Et cum labore vano deum fingit de eodem luto, ille qui paulo ante de terra factus fuerat, et post pusilum reducit se unde acceptus est, repetitus animae debitum quam habebat.
...  But his care is, not that he shall labour, nor that his life is short, but he striveth with the goldsmiths and silversmiths: and he endeavoureth to do like the workers in brass, and counteth it a glory to make vain things.
Sed cura est illi non quia laboraturus est, nec quoniam brevis illi vita est; sed concertatur aurificibus et argentariis; sed et aerarios imitatur, et gloriam praefert, quoniam res supervacuas fingit.
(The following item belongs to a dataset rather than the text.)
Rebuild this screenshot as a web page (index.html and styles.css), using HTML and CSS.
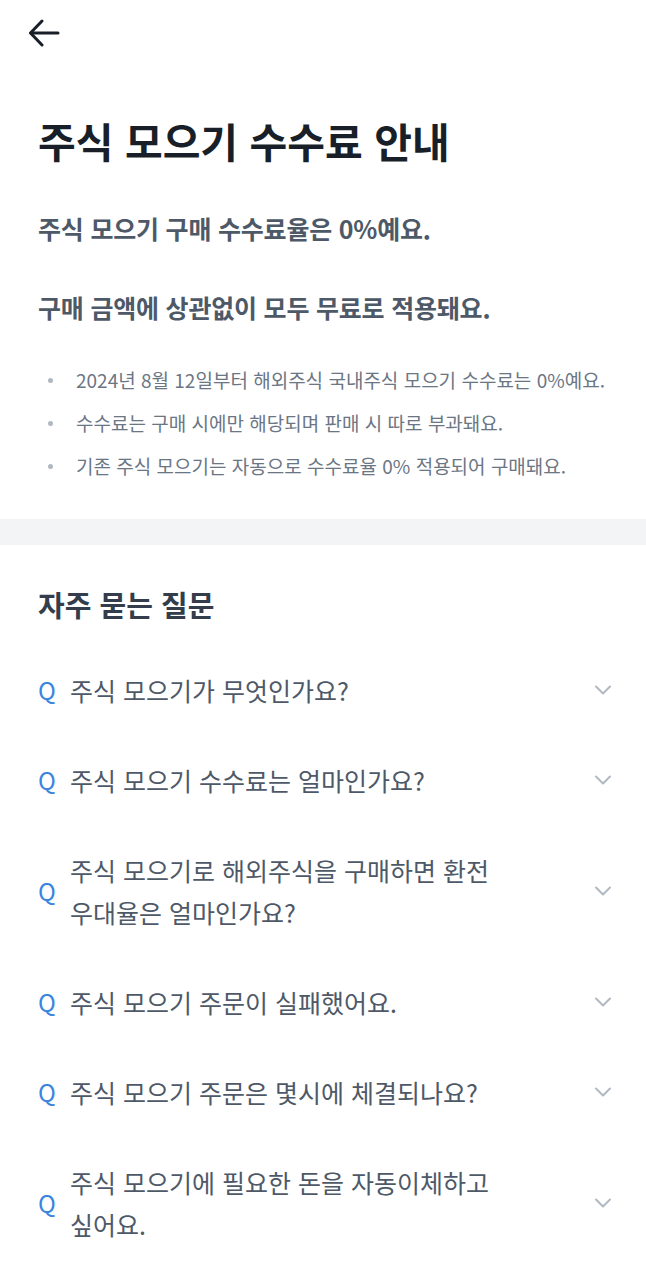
FILE: index.html
```html
<!DOCTYPE html>
<html lang="ko">
<head>
    <meta charset="UTF-8">
    <meta name="viewport" content="width=device-width, initial-scale=1.0">
    <title>주식 모으기 수수료 안내</title>
    <link rel="stylesheet" href="styles.css">
</head>
<body>
    <header class="topbar">
        <button class="back-btn" type="button" aria-label="뒤로">
            <svg width="32" height="28" viewBox="0 0 32 28" fill="none" stroke="#191f28" stroke-width="3" stroke-linecap="round" stroke-linejoin="round">
                <path d="M30 14H3"/>
                <path d="M14 2L2.5 14L14 26"/>
            </svg>
        </button>
    </header>

    <section class="intro">
        <h1 class="title">주식 모으기 수수료 안내</h1>
        <p class="lead">주식 모으기 구매 수수료율은 0%예요.</p>
        <p class="lead">구매 금액에 상관없이 모두 무료로 적용돼요.</p>
        <ul class="notes">
            <li>2024년 8월 12일부터 해외주식 국내주식 모으기 수수료는 0%예요.</li>
            <li>수수료는 구매 시에만 해당되며 판매 시 따로 부과돼요.</li>
            <li>기존 주식 모으기는 자동으로 수수료율 0% 적용되어 구매돼요.</li>
        </ul>
    </section>

    <div class="divider"></div>

    <section class="faq">
        <h2 class="faq-title">자주 묻는 질문</h2>
        <ul class="faq-list">
            <li class="faq-item">
                <span class="q">Q</span>
                <span class="question">주식 모으기가 무엇인가요?</span>
                <svg class="chevron" width="18" height="10" viewBox="0 0 18 10" fill="none" stroke="#b0b8c1" stroke-width="2" stroke-linecap="round" stroke-linejoin="round"><path d="M2 1.5L9 8.5L16 1.5"/></svg>
            </li>
            <li class="faq-item">
                <span class="q">Q</span>
                <span class="question">주식 모으기 수수료는 얼마인가요?</span>
                <svg class="chevron" width="18" height="10" viewBox="0 0 18 10" fill="none" stroke="#b0b8c1" stroke-width="2" stroke-linecap="round" stroke-linejoin="round"><path d="M2 1.5L9 8.5L16 1.5"/></svg>
            </li>
            <li class="faq-item">
                <span class="q">Q</span>
                <span class="question">주식 모으기로 해외주식을 구매하면 환전 우대율은 얼마인가요?</span>
                <svg class="chevron" width="18" height="10" viewBox="0 0 18 10" fill="none" stroke="#b0b8c1" stroke-width="2" stroke-linecap="round" stroke-linejoin="round"><path d="M2 1.5L9 8.5L16 1.5"/></svg>
            </li>
            <li class="faq-item">
                <span class="q">Q</span>
                <span class="question">주식 모으기 주문이 실패했어요.</span>
                <svg class="chevron" width="18" height="10" viewBox="0 0 18 10" fill="none" stroke="#b0b8c1" stroke-width="2" stroke-linecap="round" stroke-linejoin="round"><path d="M2 1.5L9 8.5L16 1.5"/></svg>
            </li>
            <li class="faq-item">
                <span class="q">Q</span>
                <span class="question">주식 모으기 주문은 몇시에 체결되나요?</span>
                <svg class="chevron" width="18" height="10" viewBox="0 0 18 10" fill="none" stroke="#b0b8c1" stroke-width="2" stroke-linecap="round" stroke-linejoin="round"><path d="M2 1.5L9 8.5L16 1.5"/></svg>
            </li>
            <li class="faq-item">
                <span class="q">Q</span>
                <span class="question">주식 모으기에 필요한 돈을 자동이체하고 싶어요.</span>
                <svg class="chevron" width="18" height="10" viewBox="0 0 18 10" fill="none" stroke="#b0b8c1" stroke-width="2" stroke-linecap="round" stroke-linejoin="round"><path d="M2 1.5L9 8.5L16 1.5"/></svg>
            </li>
        </ul>
    </section>
</body>
</html>
```

FILE: styles.css
```css
body {
    margin: 0;
    padding: 0;
    background-color: #fff;
    font-family: "Noto Sans CJK KR", "Noto Sans", sans-serif;
    color: #191f28;
}
.topbar {
    height: 66px;
    display: flex;
    align-items: center;
    padding-left: 28px;
}
.back-btn {
    background: none;
    border: 0;
    padding: 0;
    display: flex;
    cursor: pointer;
}
.intro {
    padding: 48px 38px 39px;
}
.title {
    margin: 0;
    font-size: 41px;
    line-height: 52px;
    font-weight: 700;
    color: #191f28;
}
.lead {
    margin: 45px 0 0;
    font-size: 25px;
    line-height: 34px;
    font-weight: 700;
    letter-spacing: -0.2px;
    color: #4e5968;
}
.notes {
    list-style: none;
    margin: 42px 0 0;
    padding: 0;
}
.notes li {
    position: relative;
    padding-left: 38px;
    font-size: 19px;
    line-height: 28px;
    color: #6b7684;
}
.notes li + li {
    margin-top: 15px;
}
.notes li::before {
    content: "";
    position: absolute;
    left: 10px;
    top: 12px;
    width: 5px;
    height: 5px;
    border-radius: 50%;
    background-color: #b0b8c1;
}
.divider {
    height: 26px;
    background-color: #f2f4f6;
}
.faq {
    padding: 41px 38px 0;
}
.faq-title {
    margin: 0;
    font-size: 29px;
    line-height: 36px;
    font-weight: 700;
    color: #333d4b;
}
.faq-list {
    list-style: none;
    margin: 23px 0 0;
    padding: 0;
}
.faq-item {
    display: flex;
    align-items: center;
    padding: 24px 0;
}
.q {
    width: 32px;
    flex-shrink: 0;
    font-size: 24px;
    line-height: 42px;
    color: #3a84e0;
}
.question {
    flex: 1;
    max-width: 440px;
    font-size: 25px;
    line-height: 42px;
    color: #4e5968;
}
.chevron {
    margin-left: auto;
    margin-right: -4px;
    flex-shrink: 0;
}
```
...  For his heart is ashes, and his hope vain earth, and his life more base than clay:
Cinis est enim cor ejus, et terra supervacua spes illius, et luto vilior vita ejus;
...  Forasmuch as he knew not his maker and him that inspired into him the soul that worketh, and that breathed into him a living spirit.
quoniam ignoravit qui se finxit, et qui inspiravit illi animam quae operatur, et qui insufflavit ei spiritum vitalem.
...  Yea and they have counted our life a pastime, and the business of life to be gain, and that we must be getting every way, even out of evil.
Sed et aestimaverunt ludum esse vitam nostram, et conversationem vitae compositam ad lucrum, et oportere undecumque etiam ex malo acquirere.
...  For that man knoweth that he offendeth above all others, who of earthly matter maketh brittle vessels, and graven gods.
Hic enim scit se super omnes delinquere, qui ex terrae materia fragilia vasa et sculptilia fingit.
...  But all the enemies of thy people that hold them in subjection, are foolish, and unhappy, and proud beyond measure:
Omnes enim insipientes, et infelices supra modum animae superbi, sunt inimici populi tui, et imperantes illi :
...  For they have esteemed all the idols of the heathens for gods, which neither have the use of eyes to see, nor noses to draw breath, nor ears to hear, nor fingers of hands to handle, and as for their feet, they are slow to walk.
quoniam omnia idola nationum deos aestimaverunt, quibus neque oculorum usus est ad videndum, neque nares ad percipiendum spiritum, neque aures ad audiendum, neque digiti manuum ad tractandum, sed et pedes eorum pigri ad ambulandum.
...  For man made them: and he that borroweth his own breath, fashioned them. For no man can make a god like to himself.
Homo enim fecit illos; et qui spiritum mutuatus est, is finxit illos. Nemo enim sibi similem homo poterit deum fingere.
...  For being mortal himself, he formeth a dead thing with his wicked hands. For he is better than they whom he worshippeth, because he indeed hath lived, though he were mortal, but they never.
Cum enim sit mortalis, mortuum fingit manibus iniquis. Melior enim est ipse his quos colit, quia ipse quidem vixit, cum esset mortalis, illi autem numquam.
...  Moreover they worship also the vilest creatures: but things without sense compared to these, are worse than they.
Sed et animalia miserrima colunt; insensata enim comparata his, illis sunt deteriora.
...  Yea, neither by sight can any man see good of these beasts. But they have fled from the praise of God, and from his blessing.
Sed nec aspectu aliquis ex his animalibus bona potest conspicere; effugerunt autem Dei laudem et benedictionem ejus.